The Underworld is one of Camden’s best-known basement venues: dark, loud, intimate, and built for heavy music energy rather than polished comfort. If you play rock, punk, metal, hardcore or adjacent alternative styles, it is the kind of room where atmosphere matters as much as stagecraft. It feels like a proper city-club show rather than a casual pub gig, and that gives even smaller bills a sense of occasion.
For artists, this is not usually a "first ever gig" room unless you already have a promoter relationship, a solid local draw, or you are coming in as support on the right bill. It suits developing local acts stepping up from tiny pub rooms, regional touring bands with a defined sound, and international underground acts who work well in compact but high-intensity spaces. National headline level artists can and do play rooms like this when they are operating in heavy genres or doing niche/club-scale runs, but the venue is strongest as a serious grassroots-to-mid-level alternative room rather than a mainstream headline hall.
The main practical point is genre fit. This is a venue where the bill matters: heavy, alternative and cult audiences make much more sense here than softer crossover material. Independent artists should approach it through established Camden promoters, trusted tour bookers, or a credible support slot strategy rather than assuming a cold direct pitch will land. You need a clear live identity, tight changeovers, and ideally some evidence that you can bring people into Camden on a weeknight.

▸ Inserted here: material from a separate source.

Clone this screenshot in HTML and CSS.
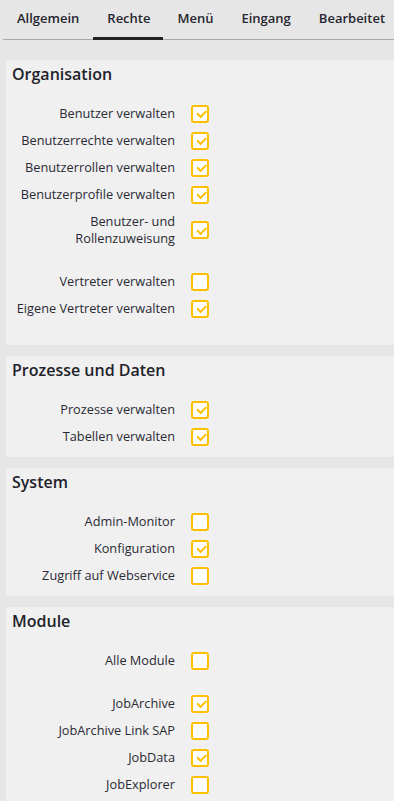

Historically, The Underworld has a strong reputation in the UK alternative circuit and carries real weight with fans of heavier music. That matters: playing it can look good on a one-sheet, and a strong show there can help with future London bookings. The flip side is that London is competitive, Camden crowds can be discerning, and the room works best when the performance is committed and physical. For the right band, though, it is a genuine milestone venue on the grassroots circuit.